PayPal CFO Jorgensen Steps Down After 6-Month Medical Leave

PayPal

Six months after taking a health-related leave of absence, PayPal’s CFO is stepping down.

Blake Jorgensen, who became the company’s chief financial officer last year, resigned from that position Tuesday (March 7), PayPal said in a news release.

The company had announced in September that Jorgensen would be taking medical leave, with Gabrielle Rabinovitch becoming the company’s acting finance chief. PayPal said in the release that Rabinovitch will continue in that role.

Jorgensen, who has served as CFO for companies that include Yahoo, Electronic Arts and Levi Strauss, became PayPal’s finance chief in August.

His departure comes amid what PYMNTS deemed this week as “an ongoing changing of the CFO guard” at companies that include — so far this year — Visa, Payoneer and Intuit.

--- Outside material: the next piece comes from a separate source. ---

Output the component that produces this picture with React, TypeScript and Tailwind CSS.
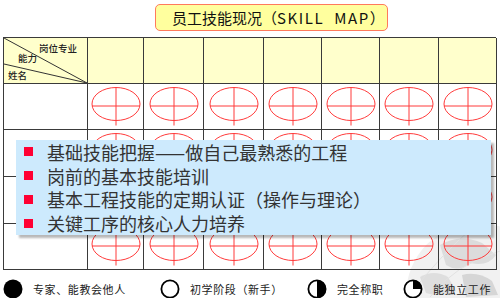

In many cases, these departures involve longtime leaders making way for “younger and frequently digital-first colleagues,” PYMNTS wrote, as the digital resources available to CFOs continue to transform the role.

“I feel like I’m a big sounding board, not only for the CEO but also the rest of the team,” Leslie Daniel, who became CFO of Genera earlier this year, told PYMNTS. “We really work together. There’s a lot of decisions to be made about what we’re doing.”

As economic uncertainty has companies increasingly looking inward and adjusting operations, the role of the finance chief as a strategic leader has become more and more pronounced.

Kevin Held, CFO at Hazeltree, told PYMNTS in an interview earlier this the year that “finance and accounting teams have become much more of a business partner…”

“I’ve compared being a CFO to the idea of a navigator on a plane,” Jerry Fadden, CFO at direct-to-consumer (D2C) insurance provider Kin, told PYMNTS in a separate interview. “… You’re constantly making adjustments and covering a broad array of … operational issues.”

Meanwhile, corporate CFOs are reportedly spending less time in their roles as their responsibilities move beyond finance. It’s a trend that’s due to a change in corporate structure and an evolution of the job of chief financial officer beyond the “bean counter” role.

“What we’re seeing more now is that the pressures and responsibilities of the CFO have become more and more, and they’ve really become a key part of that C-suite decision-making party,” Gina Gutzeit, whose FTI Consulting monitors CFO job tenure, said. “I think that responsibility has become sort of a catalyst where if they don’t like the direction of the company or they don’t see eye-to-eye with the CEO, that might lead to turnover.”